The Big Sling is the reason that I went. For 50 dollars American, per couple (my son and I counted as a couple), you get loaded into a two-person seat, a bar is lowered down over you and they secure the bar with an old seat belt from a 1974 Pinto. Then they lean you back, pull on these already really tight springs and then with a "here you go" launch you about a 185 feet into the air. Think of it as a reverse bungee jump. I went from joking to HOLY CRAP!!!! in less than a second. By the time we had flipped around in the air and saw my house, your house and the International Space Station, I was into Wooooooooooooooo Hoooooooooooooooo mode. There was a moment in the ride that I announced, to the world it turned out, that my butt cheeks had clenched together.

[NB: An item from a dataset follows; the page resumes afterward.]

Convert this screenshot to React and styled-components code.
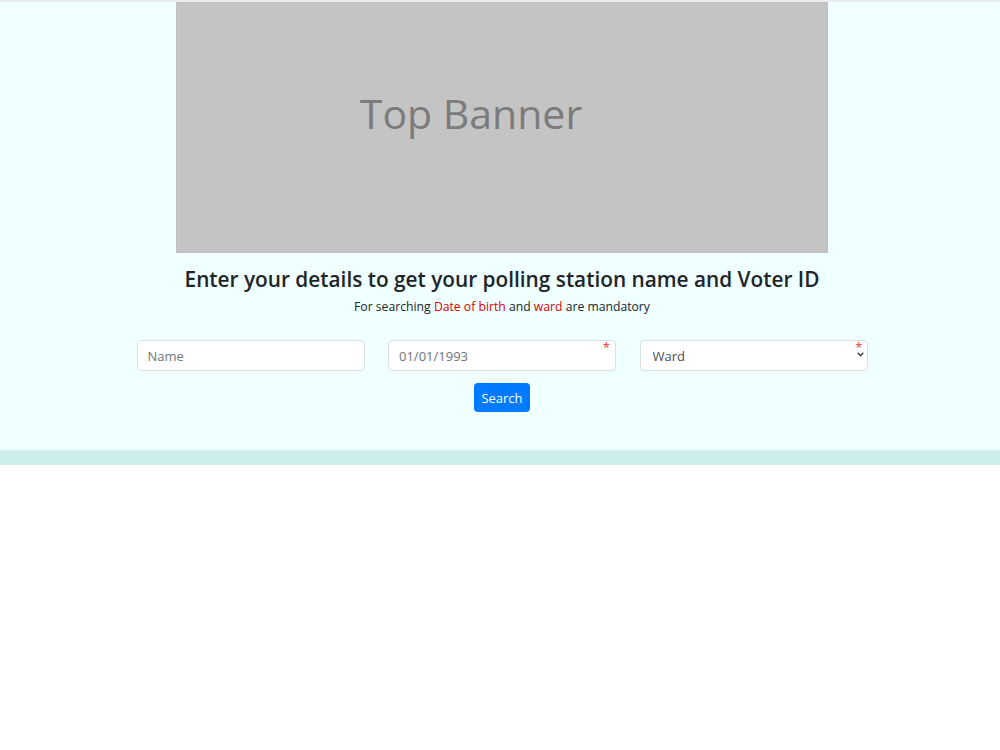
import React from "react";
import styled, { createGlobalStyle } from "styled-components";

const Global = createGlobalStyle`
  html, body { margin: 0; padding: 0; background: #ffffff; }
  body { font-family: "Open Sans", "Noto Sans", sans-serif; color: #212529; }
  * { box-sizing: border-box; }
`;

const TopLine = styled.div`
  height: 2px;
  background: #e8ecec;
`;

const Section = styled.section`
  background: #f0ffff;
  padding: 0 0 38px 4px;
  display: flex;
  flex-direction: column;
  align-items: center;
`;

const Banner = styled.div`
  width: 652px;
  height: 251px;
  background: #c4c4c4;
  border: 1px solid #bfbfbf;
  display: flex;
  align-items: center;
  justify-content: center;
  padding: 0 62px 30px 0;
  color: #7b7b7b;
  font-size: 41px;
  font-family: "Open Sans", sans-serif;
`;

const Heading = styled.h4`
  margin: 13px 0 0;
  font-size: 20.8px;
  font-weight: 600;
  line-height: 1.3;
  color: #212529;
`;

const Note = styled.p`
  margin: 5px 0 0;
  font-size: 12.2px;
  color: #212529;
`;

const Red = styled.span`
  color: #e00000;
`;

const FieldRow = styled.div`
  margin-top: 25px;
  display: grid;
  grid-template-columns: repeat(3, 228px);
  column-gap: 23.5px;
`;

const Field = styled.div`
  position: relative;
`;

const Input = styled.input`
  width: 100%;
  height: 31px;
  padding: 4px 10px;
  font-size: 13px;
  font-family: inherit;
  color: #495057;
  background: #ffffff;
  border: 1px solid #d8e2e2;
  border-radius: 4px;
  outline: none;
  &::placeholder { color: #6c757d; }
`;

const Select = styled.select`
  width: 100%;
  height: 31px;
  padding: 4px 12px;
  font-size: 13px;
  font-family: inherit;
  color: #495057;
  background: #ffffff;
  border: 1px solid #d8e2e2;
  border-radius: 4px;
  outline: none;
  appearance: none;
`;

const Star = styled.span`
  position: absolute;
  top: 1px;
  right: ${(p) => p.$right}px;
  color: #e53935;
  font-size: 13px;
  line-height: 1;
`;

const Chevron = styled.svg`
  position: absolute;
  right: 4px;
  top: 12px;
  width: 7px;
  height: 5px;
  pointer-events: none;
`;

const Button = styled.button`
  margin-top: 12px;
  height: 29px;
  padding: 0 7px;
  background: #007bff;
  color: #ffffff;
  border: none;
  border-radius: 4px;
  font-size: 13px;
  font-family: inherit;
`;

const Band = styled.div`
  height: 15px;
  background: #cdeeed;
`;

export default function App() {
  return (
    <>
      <Global />
      <TopLine />
      <Section>
        <Banner>Top Banner</Banner>
        <Heading>Enter your details to get your polling station name and Voter ID</Heading>
        <Note>
          For searching <Red>Date of birth</Red> and <Red>ward</Red> are mandatory
        </Note>
        <FieldRow>
          <Field>
            <Input placeholder="Name" />
          </Field>
          <Field>
            <Input placeholder="01/01/1993" />
            <Star $right={6}>*</Star>
          </Field>
          <Field>
            <Select defaultValue="">
              <option value="">Ward</option>
            </Select>
            <Star $right={5}>*</Star>
            <Chevron viewBox="0 0 7 5">
              <path d="M0.7 0.8 L3.5 3.8 L6.3 0.8" fill="none" stroke="#343a40" strokeWidth="1.3" />
            </Chevron>
          </Field>
        </FieldRow>
        <Button>Search</Button>
      </Section>
      <Band />
    </>
  );
}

Did I mention that the ride was caught on camera? The entire ride is posted on YouTube. Here is the link: I'm the good looking one.

My stress had been seriously reduced. But not enough. Turns out that the Extreme Scream was 2 for the price of 1. Five minutes later we were strapped to the outside of a 185 foot tower, this time the safety equipment latch was a seat belt from a 1977 AMC Pacer Wagon. From my viewpoint on the ground I thought that this ride would be exhilarating. AND THEN THEY SHOT US INTO THE AIR LIKE WE WERE HUMAN ROCKETS! Gone was the relative safety of the ground. I experienced g-forces in the magnitude of 10 to 100, and then we went weightless, playfully being dropped and shot up and down like we were a baby on Papa's knee. Then the ride slowed down and began a slow climb to the top of the tower. In between yelling at my son I HATE YOU! a number of times, there was a click as the chair locked into place. 185 feet in the air. About that time my son pointed out that you could see all the way to the top of the hill, to the mall. And that's when some sicko on the ground pushed a button that dropped my seat ¾ of the way to the ground or about 140 feet. After the ride was over my stress, or shall I say the remaining stress, was completely gone.

So, for now my stress in gone and life is good. I'm going for long walks on the beach, listening to the sounds of children playing, happy just to be me.

And I can't wait until the Spring Fair in Puyallup to ride or get shot out of the Big Sling again.